Which lines run from the line with "Emit a component" to the end of the entries? Write out exactly those, leaving out the pictures.

*** Dataset records ***

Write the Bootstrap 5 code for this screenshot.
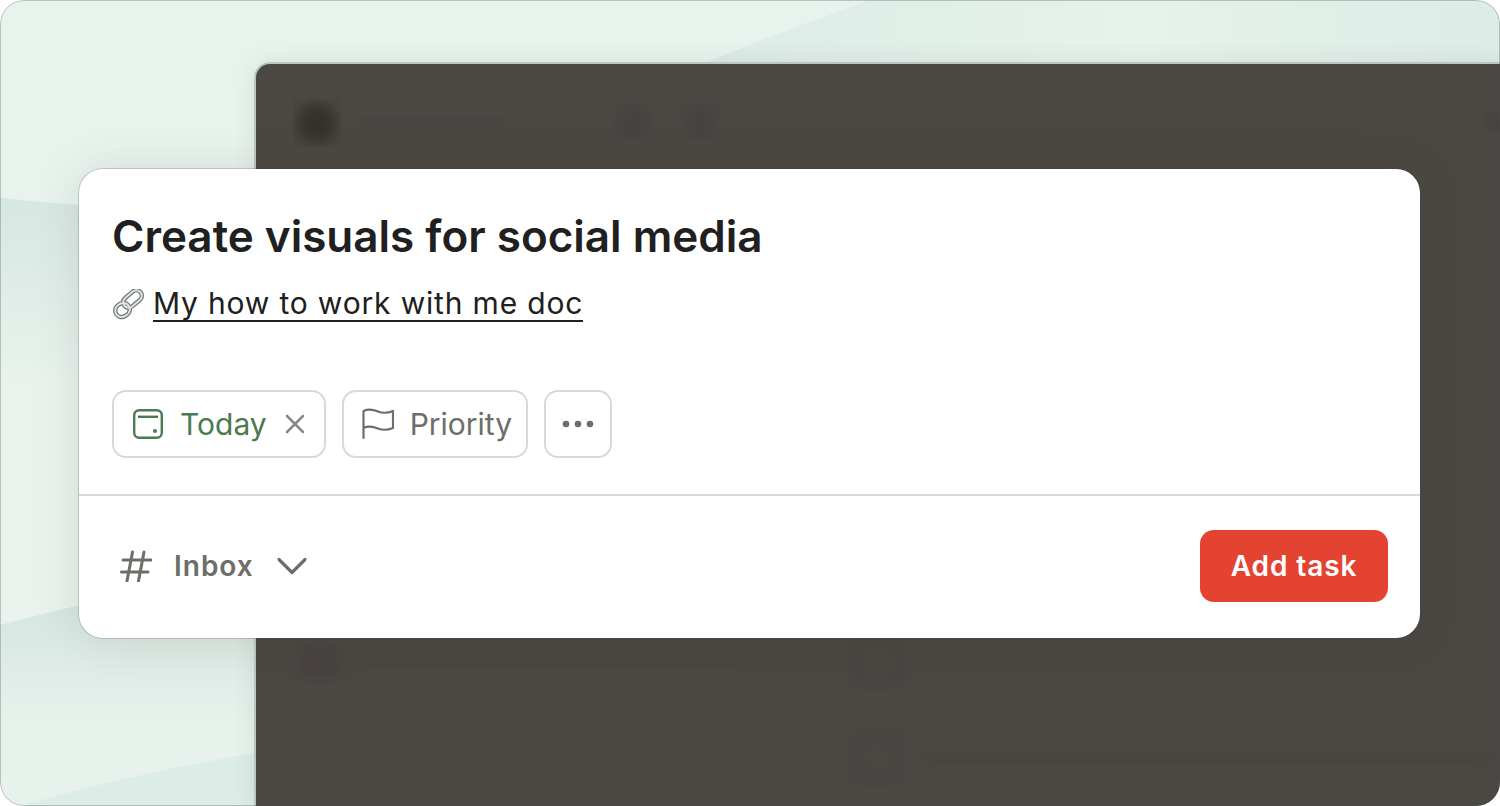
<!DOCTYPE html>
<html lang="en">
<head>
  <meta charset="UTF-8">
  <title>Add task</title>
  <link href="https://cdn.jsdelivr.net/npm/bootstrap@5.3.0/dist/css/bootstrap.min.css" rel="stylesheet">
  <style>
    body { margin: 0; background: #fff; font-family: Inter, "Liberation Sans", sans-serif; overflow: hidden; }
    .stage { position: relative; width: 1500px; height: 806px; overflow: hidden; border-radius: 24px; }
    .stage::after { content: ""; position: absolute; top: 0; left: 0; right: 0; bottom: 0; border: 1px solid rgba(70,80,75,.3); border-radius: 24px; pointer-events: none; }
    .stage-bg { position: absolute; top: 0; left: 0; }
    .app-window {
      position: absolute; left: 254px; top: 62px; right: 0; bottom: 0;
      background: #4b4743; border-top: 2px solid #bcc6c0; border-left: 2px solid #bcc6c0;
      border-top-left-radius: 16px; overflow: hidden; box-shadow: 0 0 22px rgba(70,60,50,.1);
    }
    .ghost { position: absolute; top: 0; left: 0; }
    .task-dialog {
      position: absolute; left: 79px; top: 169px; width: 1341px; height: 469px;
      background: #fff; border-radius: 24px; box-shadow: 0 0 0 1px rgba(60,70,65,.22), 0 0 44px rgba(70,60,50,.13);
    }
    .task-body { padding: 33px 33px 0; height: 325px; }
    .task-title { font-size: 44px; font-weight: 600; line-height: 68px; color: #202020; margin: 0; }
    .task-desc { margin-top: 17px; font-size: 30px; letter-spacing: .82px; line-height: 40px; color: #202020; gap: 9px; }
    .task-desc a { color: #202020; text-decoration: none; border-bottom: 2px solid #202020; line-height: 33px; display: inline-block; }
    .chip-row { margin-top: 68px; gap: 16px; }
    .chip-btn {
      height: 68px; border: 2px solid #d9d9d9; border-radius: 14px; background: #fff;
      font-size: 30px; color: #6d6d69; padding: 0 14px 0 18px; gap: 16px;
    }
    .chip-today { color: #4b7a50; padding-right: 17px; }
    .chip-more { width: 68px; padding: 0; }
    .task-foot { border-top: 2px solid #d9d9d9; height: 144px; padding: 34px 32px 0 41px; }
    .project-pick { font-size: 28px; letter-spacing: 1px; font-weight: 600; color: #6d6d69; gap: 22px; height: 72px; }
    .btn-add {
      width: 188px; height: 72px; background: #e44332; color: #fff; border: 0; border-radius: 14px;
      font-size: 28px; letter-spacing: .9px; font-weight: 600; padding: 0;
    }
    .btn-add:hover { background: #e44332; color: #fff; }
  </style>
</head>
<body>
  <div class="stage">
    <svg class="stage-bg" width="1500" height="806" viewBox="0 0 1500 806">
      <defs>
        <linearGradient id="bandLeft" x1="0" y1="198" x2="0" y2="380" gradientUnits="userSpaceOnUse">
          <stop offset="0" stop-color="#d6e7e1"/><stop offset="1" stop-color="#e9f2ed"/>
        </linearGradient>
        <linearGradient id="bandLow" x1="0" y1="610" x2="0" y2="730" gradientUnits="userSpaceOnUse">
          <stop offset="0" stop-color="#d6e6e0"/><stop offset="1" stop-color="#e8f2ed"/>
        </linearGradient>
        <linearGradient id="bandTop" x1="700" y1="0" x2="1500" y2="0" gradientUnits="userSpaceOnUse">
          <stop offset="0" stop-color="#dcece6"/><stop offset=".55" stop-color="#e6f2ec"/><stop offset="1" stop-color="#dcece6"/>
        </linearGradient>
      </defs>
      <rect width="1500" height="806" fill="#e9f3ee"/>
      <path d="M870 0 C810 22 760 40 702 64 L1500 64 L1500 0 Z" fill="url(#bandTop)"/>
      <path d="M0 198 C30 201 60 204 100 206 V620 L0 640 Z" fill="url(#bandLeft)"/>
      <path d="M0 625 C30 617 60 610 100 600 H260 V806 H0 Z" fill="url(#bandLow)"/>
      <path d="M22 806 C100 782 180 766 260 752 V806 Z" fill="#dcece6"/>
    </svg>
    <div class="app-window">
      <svg class="ghost" width="1246" height="744" viewBox="254 62 1246 744">
        <defs>
          <filter id="blur8"><feGaussianBlur stdDeviation="7"/></filter>
          <filter id="blur4"><feGaussianBlur stdDeviation="5"/></filter>
        </defs>
        <circle cx="315" cy="121" r="20" fill="#33302c" filter="url(#blur8)"/>
        <rect x="360" y="116" width="140" height="8" rx="4" fill="#47433f" filter="url(#blur4)"/>
        <circle cx="631" cy="120" r="16" fill="#464240" filter="url(#blur4)"/>
        <circle cx="698" cy="120" r="16" fill="#464240" filter="url(#blur4)"/>
        <circle cx="1494" cy="120" r="10" fill="#464240" filter="url(#blur4)"/>
        <rect x="296" y="642" width="42" height="36" rx="10" fill="#474340" filter="url(#blur4)"/>
        <rect x="360" y="656" width="380" height="10" rx="5" fill="#484440" filter="url(#blur4)"/>
        <circle cx="875" cy="660" r="24" fill="none" stroke="#474340" stroke-width="7" filter="url(#blur4)"/>
        <circle cx="875" cy="756" r="24" fill="none" stroke="#474340" stroke-width="7" filter="url(#blur4)"/>
        <rect x="925" y="750" width="560" height="12" rx="6" fill="#484440" filter="url(#blur4)"/>
      </svg>
    </div>

    <div class="task-dialog">
      <div class="task-body">
        <h1 class="task-title">Create visuals for social media</h1>
        <div class="task-desc d-flex align-items-center">
          <svg width="32" height="32" viewBox="0 0 32 32" fill="none">
            <g stroke="#6f7674" stroke-width="4.4">
              <rect x="10" y="4.500" width="21" height="11" rx="5.500" transform="rotate(-40 20.500 10)"/>
              <rect x="3" y="14.500" width="15" height="13" rx="6.500" transform="rotate(-35 10.500 21)"/>
            </g>
            <g stroke="#dfe4e2" stroke-width="2">
              <rect x="10" y="4.500" width="21" height="11" rx="5.500" transform="rotate(-40 20.500 10)"/>
              <rect x="3" y="14.500" width="15" height="13" rx="6.500" transform="rotate(-35 10.500 21)"/>
            </g>
          </svg>
          <a href="#">My how to work with me doc</a>
        </div>
        <div class="chip-row d-flex">
          <button type="button" class="chip-btn chip-today d-flex align-items-center">
            <svg width="32" height="32" viewBox="0 0 32 32" fill="none" stroke="#4b7a50" stroke-width="2.4">
              <rect x="2.200" y="2.200" width="27.600" height="27.600" rx="5"/>
              <path d="M6 8.800h20"/>
              <circle cx="23" cy="23" r="2" fill="#4b7a50" stroke="none"/>
            </svg>
            <span>Today</span>
            <svg width="24" height="24" viewBox="0 0 24 24" stroke="#8a8a8a" stroke-width="2.600" stroke-linecap="round">
              <path d="M4 4l16 16M20 4L4 20"/>
            </svg>
          </button>
          <button type="button" class="chip-btn d-flex align-items-center">
            <svg width="32" height="32" viewBox="0 0 32 32" fill="none" stroke="#6d6d69" stroke-width="2.200" stroke-linecap="round" stroke-linejoin="round">
              <path d="M1.500 30V3C6 1 11 1.500 16 3.500C21 5.500 26 5 31 3V20C26 22 21 22.500 16 20.500C11 18.500 6 18 1.500 20"/>
            </svg>
            <span>Priority</span>
          </button>
          <button type="button" class="chip-btn chip-more d-flex align-items-center justify-content-center">
            <svg width="32" height="8" viewBox="0 0 32 8" fill="#6d6d69">
              <circle cx="4" cy="4" r="3.300"/><circle cx="16" cy="4" r="3.300"/><circle cx="28" cy="4" r="3.300"/>
            </svg>
          </button>
        </div>
      </div>
      <div class="task-foot d-flex justify-content-between">
        <div class="project-pick d-flex align-items-center">
          <svg width="32" height="32" viewBox="0 0 32 32" fill="none" stroke="#6d6d69" stroke-width="3" stroke-linecap="round">
            <path d="M12.500 2L7 31M24 2L18.500 31M3 10H31.500M1.500 22H28"/>
          </svg>
          <span>Inbox</span>
          <svg width="32" height="20" viewBox="0 0 32 20" fill="none" stroke="#6d6d69" stroke-width="3.200" stroke-linecap="round" stroke-linejoin="round">
            <path d="M3 3.500L16 16.500L29 3.500"/>
          </svg>
        </div>
        <button type="button" class="btn btn-add">Add task</button>
      </div>
    </div>
  </div>
  <script src="https://cdn.jsdelivr.net/npm/bootstrap@5.3.0/dist/js/bootstrap.bundle.min.js"></script>
</body>
</html>
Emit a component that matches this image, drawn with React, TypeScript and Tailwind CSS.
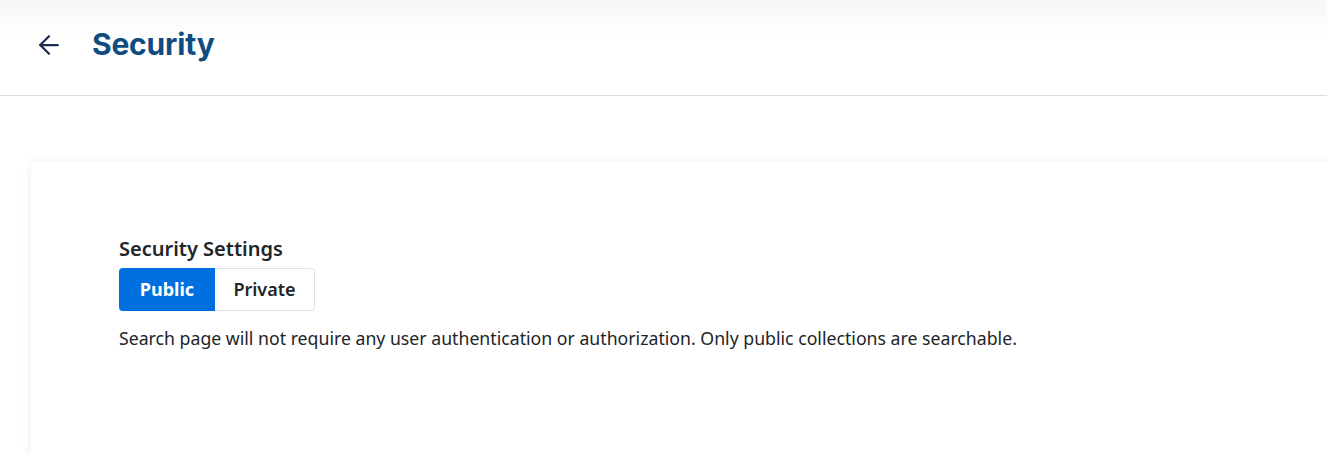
import { ArrowLeft } from "lucide-react";

export default function App() {
  return (
    <div className="h-[453px] overflow-hidden bg-white font-['Noto_Sans',sans-serif] text-[#212529]">
      <header className="h-[96px] border-b border-[#d9dde2] bg-gradient-to-b from-[#f6f6f6] to-white to-[40%] flex items-center px-[34px] pb-[6px]">
        <button className="text-[#1c2d52]">
          <ArrowLeft className="w-[30px] h-[30px]" strokeWidth={1.8} />
        </button>
        <h1 className="ml-[28px] font-['Inter',sans-serif] text-[30px] font-bold text-[#0f4c81] tracking-[-0.2px]">
          Security
        </h1>
      </header>

      <main className="pt-[66px] pl-[31px]">
        <section className="bg-white rounded-tl-[4px] shadow-[0_0_12px_rgba(0,0,0,0.07)] pl-[88px] pt-[73px] pb-[200px]">
          <h2 className="text-[20px] font-semibold leading-[28px]">Security Settings</h2>
          <div className="mt-[5px] flex">
            <button className="h-[43px] w-[96px] rounded-l-[4px] bg-[#0070e0] text-white text-[18px] font-bold">
              Public
            </button>
            <button className="h-[43px] w-[100px] rounded-r-[4px] border border-[#dee2e6] border-l-0 bg-white text-[18px] font-semibold text-[#212529]">
              Private
            </button>
          </div>
          <p className="mt-[14px] text-[17.7px] leading-[26px] text-[#212529]">
            Search page will not require any user authentication or authorization. Only public collections are searchable.
          </p>
        </section>
      </main>
    </div>
  );
}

***

_Result of this task_.
Emit a component that matches this image, drawn with React, TypeScript and Tailwind CSS.
import { ArrowLeft } from "lucide-react";

export default function App() {
  return (
    <div className="h-[453px] overflow-hidden bg-white font-['Noto_Sans',sans-serif] text-[#212529]">
      <header className="h-[96px] border-b border-[#d9dde2] bg-gradient-to-b from-[#f6f6f6] to-white to-[40%] flex items-center px-[34px] pb-[6px]">
        <button className="text-[#1c2d52]">
          <ArrowLeft className="w-[30px] h-[30px]" strokeWidth={1.8} />
        </button>
        <h1 className="ml-[28px] font-['Inter',sans-serif] text-[30px] font-bold text-[#0f4c81] tracking-[-0.2px]">
          Security
        </h1>
      </header>

      <main className="pt-[66px] pl-[31px]">
        <section className="bg-white rounded-tl-[4px] shadow-[0_0_12px_rgba(0,0,0,0.07)] pl-[88px] pt-[73px] pb-[200px]">
          <h2 className="text-[20px] font-semibold leading-[28px]">Security Settings</h2>
          <div className="mt-[5px] flex">
            <button className="h-[43px] w-[96px] rounded-l-[4px] bg-[#0070e0] text-white text-[18px] font-bold">
              Public
            </button>
            <button className="h-[43px] w-[100px] rounded-r-[4px] border border-[#dee2e6] border-l-0 bg-white text-[18px] font-semibold text-[#212529]">
              Private
            </button>
          </div>
          <p className="mt-[14px] text-[17.7px] leading-[26px] text-[#212529]">
            Search page will not require any user authentication or authorization. Only public collections are searchable.
          </p>
        </section>
      </main>
    </div>
  );
}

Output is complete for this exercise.